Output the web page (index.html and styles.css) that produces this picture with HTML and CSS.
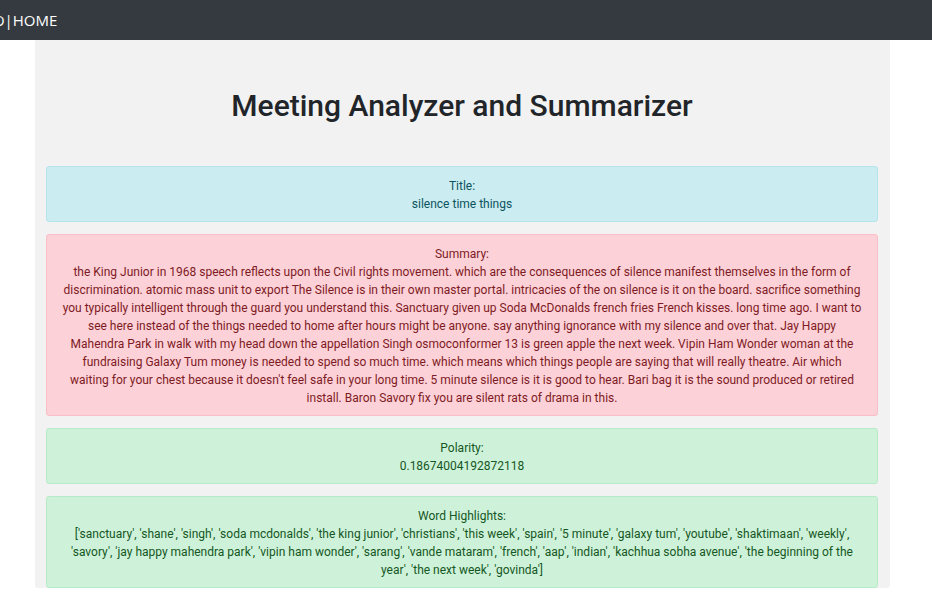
FILE: index.html
```html
<!DOCTYPE html>
<html lang="en">
<head>
<meta charset="utf-8">
<title>Meeting Analyzer and Summarizer</title>
<link rel="stylesheet" href="styles.css">
</head>
<body>
<nav class="navbar">
  <span class="brand">O | HOME</span>
</nav>
<main class="panel">
  <h1 class="heading">Meeting Analyzer and Summarizer</h1>
  <div class="alert alert-info">Title:<br>silence time things</div>
  <div class="alert alert-danger">Summary:<br>the King Junior in 1968 speech reflects upon the Civil rights movement. which are the consequences of silence manifest themselves in the form of discrimination. atomic mass unit to export The Silence is in their own master portal. intricacies of the on silence is it on the board. sacrifice something you typically intelligent through the guard you understand this. Sanctuary given up Soda McDonalds french fries French kisses. long time ago. I want to see here instead of the things needed to home after hours might be anyone. say anything ignorance with my silence and over that. Jay Happy Mahendra Park in walk with my head down the appellation Singh osmoconformer 13 is green apple the next week. Vipin Ham Wonder woman at the fundraising Galaxy Tum money is needed to spend so much time. which means which things people are saying that will really theatre. Air which waiting for your chest because it doesn't feel safe in your long time. 5 minute silence is it is good to hear. Bari bag it is the sound produced or retired install. Baron Savory fix you are silent rats of drama in this.</div>
  <div class="alert alert-success">Polarity:<br>0.18674004192872118</div>
  <div class="alert alert-success alert-last">Word Highlights:<br>['sanctuary', 'shane', 'singh', 'soda mcdonalds', 'the king junior', 'christians', 'this week', 'spain', '5 minute', 'galaxy tum', 'youtube', 'shaktimaan', 'weekly', 'savory', 'jay happy mahendra park', 'vipin ham wonder', 'sarang', 'vande mataram', 'french', 'aap', 'indian', 'kachhua sobha avenue', 'the beginning of the year', 'the next week', 'govinda']</div>
</main>
</body>
</html>
```

FILE: styles.css
```css
html, body {
  margin: 0;
  padding: 0;
  background: #ffffff;
  font-family: Roboto, "Liberation Sans", sans-serif;
  font-size: 12px;
  line-height: 1.5;
  color: #212529;
}

.navbar {
  height: 40px;
  background: #343a40;
  display: flex;
  align-items: center;
  overflow: hidden;
}

.brand {
  margin-left: -7px;
  color: #ffffff;
  font-family: "Open Sans", sans-serif;
  font-size: 15px;
  word-spacing: -4px;
}

.panel {
  width: 855px;
  margin-left: 35px;
  box-sizing: border-box;
  background: #f2f2f2;
  padding: 48px 12px 0 11px;
  border-radius: 0 0 3px 3px;
}

.heading {
  margin: 0 0 42px;
  font-size: 30px;
  line-height: 36px;
  font-weight: 500;
  text-align: center;
  color: #212529;
}

.alert {
  border: 1px solid transparent;
  border-radius: 3px;
  padding: 10px 15px 8px;
  margin-bottom: 12px;
  text-align: center;
}

.alert-last {
  margin-bottom: 0;
}

.alert-info {
  background: #cbecf1;
  border-color: #b5e4ec;
  color: #0c5460;
}

.alert-danger {
  background: #fdd1d8;
  border-color: #f9bec8;
  color: #7d1b24;
}

.alert-success {
  background: #cef2d9;
  border-color: #b7eac6;
  color: #155724;
}
```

# # # # #

### Set problem
Take the listing above and print it exactly, apart from the pictures.

### Exercise answer
Output the web page (index.html and styles.css) that produces this picture with HTML and CSS.
FILE: index.html
```html
<!DOCTYPE html>
<html lang="en">
<head>
<meta charset="utf-8">
<title>Meeting Analyzer and Summarizer</title>
<link rel="stylesheet" href="styles.css">
</head>
<body>
<nav class="navbar">
  <span class="brand">O | HOME</span>
</nav>
<main class="panel">
  <h1 class="heading">Meeting Analyzer and Summarizer</h1>
  <div class="alert alert-info">Title:<br>silence time things</div>
  <div class="alert alert-danger">Summary:<br>the King Junior in 1968 speech reflects upon the Civil rights movement. which are the consequences of silence manifest themselves in the form of discrimination. atomic mass unit to export The Silence is in their own master portal. intricacies of the on silence is it on the board. sacrifice something you typically intelligent through the guard you understand this. Sanctuary given up Soda McDonalds french fries French kisses. long time ago. I want to see here instead of the things needed to home after hours might be anyone. say anything ignorance with my silence and over that. Jay Happy Mahendra Park in walk with my head down the appellation Singh osmoconformer 13 is green apple the next week. Vipin Ham Wonder woman at the fundraising Galaxy Tum money is needed to spend so much time. which means which things people are saying that will really theatre. Air which waiting for your chest because it doesn't feel safe in your long time. 5 minute silence is it is good to hear. Bari bag it is the sound produced or retired install. Baron Savory fix you are silent rats of drama in this.</div>
  <div class="alert alert-success">Polarity:<br>0.18674004192872118</div>
  <div class="alert alert-success alert-last">Word Highlights:<br>['sanctuary', 'shane', 'singh', 'soda mcdonalds', 'the king junior', 'christians', 'this week', 'spain', '5 minute', 'galaxy tum', 'youtube', 'shaktimaan', 'weekly', 'savory', 'jay happy mahendra park', 'vipin ham wonder', 'sarang', 'vande mataram', 'french', 'aap', 'indian', 'kachhua sobha avenue', 'the beginning of the year', 'the next week', 'govinda']</div>
</main>
</body>
</html>
```

FILE: styles.css
```css
html, body {
  margin: 0;
  padding: 0;
  background: #ffffff;
  font-family: Roboto, "Liberation Sans", sans-serif;
  font-size: 12px;
  line-height: 1.5;
  color: #212529;
}

.navbar {
  height: 40px;
  background: #343a40;
  display: flex;
  align-items: center;
  overflow: hidden;
}

.brand {
  margin-left: -7px;
  color: #ffffff;
  font-family: "Open Sans", sans-serif;
  font-size: 15px;
  word-spacing: -4px;
}

.panel {
  width: 855px;
  margin-left: 35px;
  box-sizing: border-box;
  background: #f2f2f2;
  padding: 48px 12px 0 11px;
  border-radius: 0 0 3px 3px;
}

.heading {
  margin: 0 0 42px;
  font-size: 30px;
  line-height: 36px;
  font-weight: 500;
  text-align: center;
  color: #212529;
}

.alert {
  border: 1px solid transparent;
  border-radius: 3px;
  padding: 10px 15px 8px;
  margin-bottom: 12px;
  text-align: center;
}

.alert-last {
  margin-bottom: 0;
}

.alert-info {
  background: #cbecf1;
  border-color: #b5e4ec;
  color: #0c5460;
}

.alert-danger {
  background: #fdd1d8;
  border-color: #f9bec8;
  color: #7d1b24;
}

.alert-success {
  background: #cef2d9;
  border-color: #b7eac6;
  color: #155724;
}
```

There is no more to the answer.